● WHAT IS BEING ASKED: Word for word, copy all the data and drop the pictures.

● SUPPLIED DATA:

============

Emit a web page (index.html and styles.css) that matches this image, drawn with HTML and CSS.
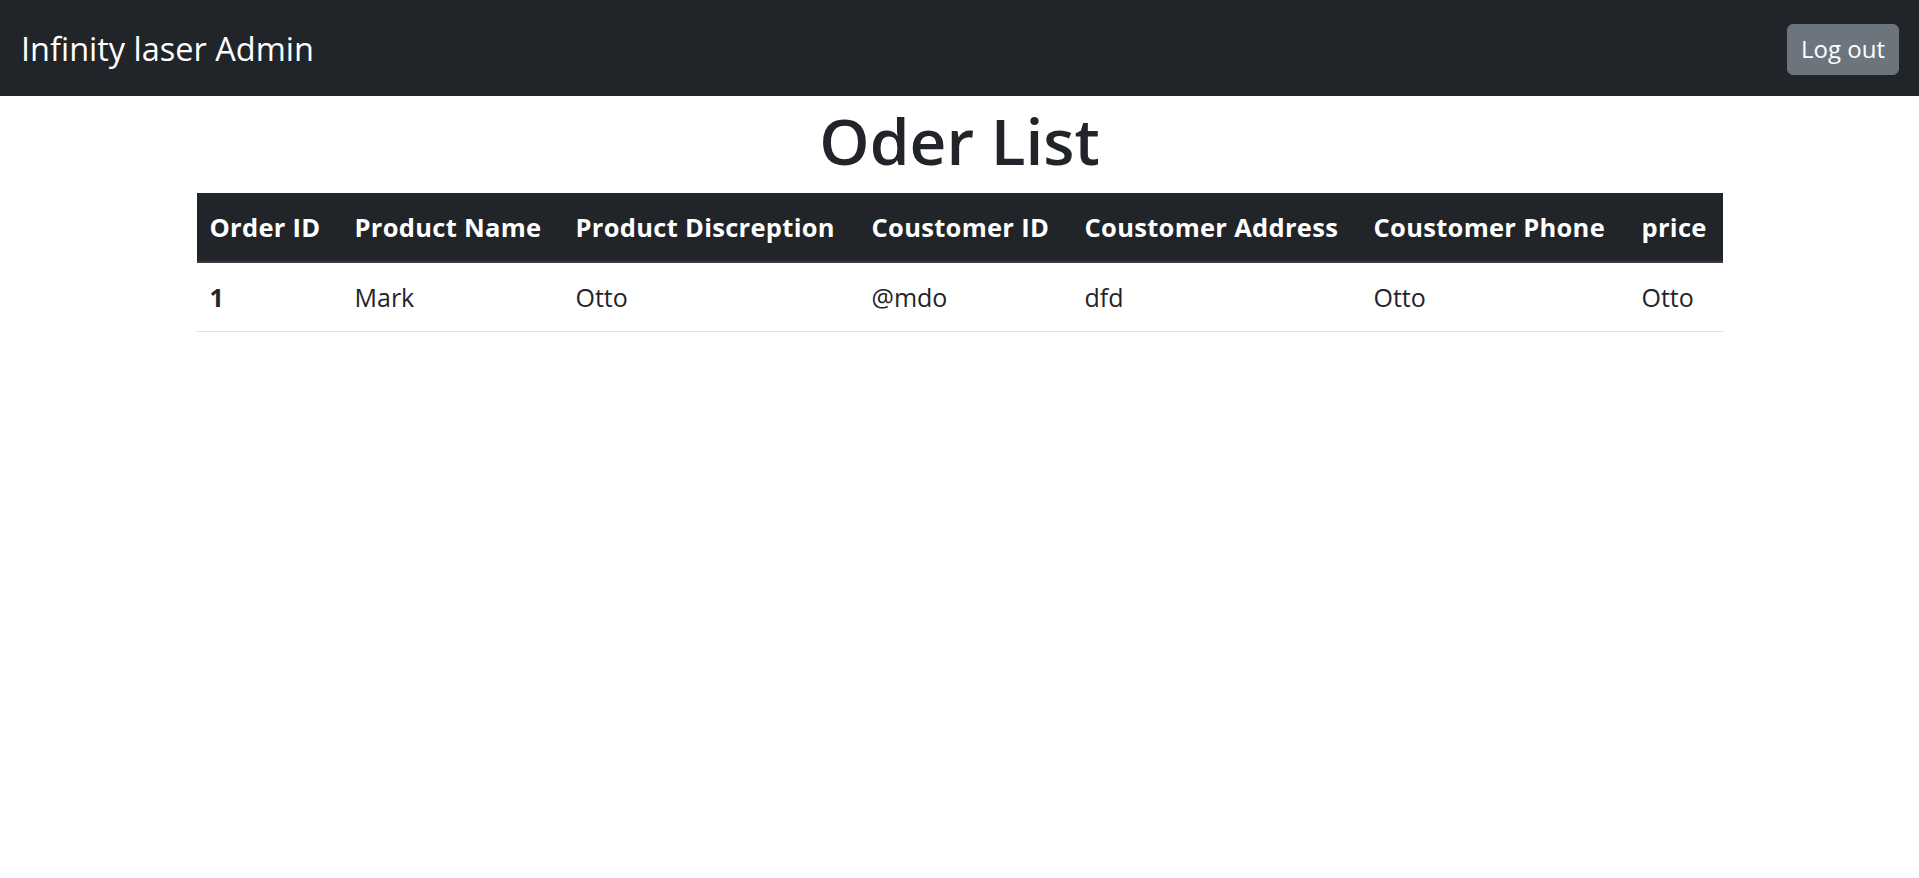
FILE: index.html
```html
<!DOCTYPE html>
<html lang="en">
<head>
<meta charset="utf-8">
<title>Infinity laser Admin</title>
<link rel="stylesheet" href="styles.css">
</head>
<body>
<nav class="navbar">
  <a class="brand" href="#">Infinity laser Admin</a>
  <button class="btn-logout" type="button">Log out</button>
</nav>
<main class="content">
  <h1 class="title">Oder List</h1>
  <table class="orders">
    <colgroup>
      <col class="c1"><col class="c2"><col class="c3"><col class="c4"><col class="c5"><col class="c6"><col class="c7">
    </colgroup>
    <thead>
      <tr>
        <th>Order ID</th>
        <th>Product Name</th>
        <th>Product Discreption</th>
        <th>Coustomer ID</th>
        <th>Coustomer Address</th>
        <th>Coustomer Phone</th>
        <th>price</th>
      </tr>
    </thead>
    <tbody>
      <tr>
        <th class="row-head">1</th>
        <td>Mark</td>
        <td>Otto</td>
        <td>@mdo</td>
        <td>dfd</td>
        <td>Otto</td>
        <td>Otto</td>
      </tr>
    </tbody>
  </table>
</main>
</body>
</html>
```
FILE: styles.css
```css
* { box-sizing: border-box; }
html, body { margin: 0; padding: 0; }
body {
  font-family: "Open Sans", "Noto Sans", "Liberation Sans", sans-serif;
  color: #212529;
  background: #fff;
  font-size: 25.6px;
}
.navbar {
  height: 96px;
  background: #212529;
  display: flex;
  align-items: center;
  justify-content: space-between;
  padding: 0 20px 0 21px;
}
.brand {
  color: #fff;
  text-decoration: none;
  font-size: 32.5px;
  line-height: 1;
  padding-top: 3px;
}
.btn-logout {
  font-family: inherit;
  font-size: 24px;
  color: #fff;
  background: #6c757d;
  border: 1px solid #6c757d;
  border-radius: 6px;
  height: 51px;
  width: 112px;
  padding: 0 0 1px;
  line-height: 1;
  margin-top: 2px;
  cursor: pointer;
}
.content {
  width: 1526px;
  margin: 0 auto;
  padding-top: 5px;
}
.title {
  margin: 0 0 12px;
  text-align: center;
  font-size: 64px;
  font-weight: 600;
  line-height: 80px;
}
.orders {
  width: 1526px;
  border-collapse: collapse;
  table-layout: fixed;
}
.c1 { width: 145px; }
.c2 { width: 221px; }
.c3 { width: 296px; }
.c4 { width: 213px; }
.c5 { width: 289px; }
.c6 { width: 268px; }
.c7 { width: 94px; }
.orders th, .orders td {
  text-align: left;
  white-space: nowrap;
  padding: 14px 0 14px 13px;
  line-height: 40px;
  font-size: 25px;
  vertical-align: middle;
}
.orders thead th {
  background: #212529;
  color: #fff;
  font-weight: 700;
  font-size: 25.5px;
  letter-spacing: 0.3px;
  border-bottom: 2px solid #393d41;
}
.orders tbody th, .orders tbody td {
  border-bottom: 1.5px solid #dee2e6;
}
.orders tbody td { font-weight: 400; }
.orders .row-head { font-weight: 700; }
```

============

● WRITTEN RESPONSE:
Emit a web page (index.html and styles.css) that matches this image, drawn with HTML and CSS.
FILE: index.html
```html
<!DOCTYPE html>
<html lang="en">
<head>
<meta charset="utf-8">
<title>Infinity laser Admin</title>
<link rel="stylesheet" href="styles.css">
</head>
<body>
<nav class="navbar">
  <a class="brand" href="#">Infinity laser Admin</a>
  <button class="btn-logout" type="button">Log out</button>
</nav>
<main class="content">
  <h1 class="title">Oder List</h1>
  <table class="orders">
    <colgroup>
      <col class="c1"><col class="c2"><col class="c3"><col class="c4"><col class="c5"><col class="c6"><col class="c7">
    </colgroup>
    <thead>
      <tr>
        <th>Order ID</th>
        <th>Product Name</th>
        <th>Product Discreption</th>
        <th>Coustomer ID</th>
        <th>Coustomer Address</th>
        <th>Coustomer Phone</th>
        <th>price</th>
      </tr>
    </thead>
    <tbody>
      <tr>
        <th class="row-head">1</th>
        <td>Mark</td>
        <td>Otto</td>
        <td>@mdo</td>
        <td>dfd</td>
        <td>Otto</td>
        <td>Otto</td>
      </tr>
    </tbody>
  </table>
</main>
</body>
</html>
```
FILE: styles.css
```css
* { box-sizing: border-box; }
html, body { margin: 0; padding: 0; }
body {
  font-family: "Open Sans", "Noto Sans", "Liberation Sans", sans-serif;
  color: #212529;
  background: #fff;
  font-size: 25.6px;
}
.navbar {
  height: 96px;
  background: #212529;
  display: flex;
  align-items: center;
  justify-content: space-between;
  padding: 0 20px 0 21px;
}
.brand {
  color: #fff;
  text-decoration: none;
  font-size: 32.5px;
  line-height: 1;
  padding-top: 3px;
}
.btn-logout {
  font-family: inherit;
  font-size: 24px;
  color: #fff;
  background: #6c757d;
  border: 1px solid #6c757d;
  border-radius: 6px;
  height: 51px;
  width: 112px;
  padding: 0 0 1px;
  line-height: 1;
  margin-top: 2px;
  cursor: pointer;
}
.content {
  width: 1526px;
  margin: 0 auto;
  padding-top: 5px;
}
.title {
  margin: 0 0 12px;
  text-align: center;
  font-size: 64px;
  font-weight: 600;
  line-height: 80px;
}
.orders {
  width: 1526px;
  border-collapse: collapse;
  table-layout: fixed;
}
.c1 { width: 145px; }
.c2 { width: 221px; }
.c3 { width: 296px; }
.c4 { width: 213px; }
.c5 { width: 289px; }
.c6 { width: 268px; }
.c7 { width: 94px; }
.orders th, .orders td {
  text-align: left;
  white-space: nowrap;
  padding: 14px 0 14px 13px;
  line-height: 40px;
  font-size: 25px;
  vertical-align: middle;
}
.orders thead th {
  background: #212529;
  color: #fff;
  font-weight: 700;
  font-size: 25.5px;
  letter-spacing: 0.3px;
  border-bottom: 2px solid #393d41;
}
.orders tbody th, .orders tbody td {
  border-bottom: 1.5px solid #dee2e6;
}
.orders tbody td { font-weight: 400; }
.orders .row-head { font-weight: 700; }
```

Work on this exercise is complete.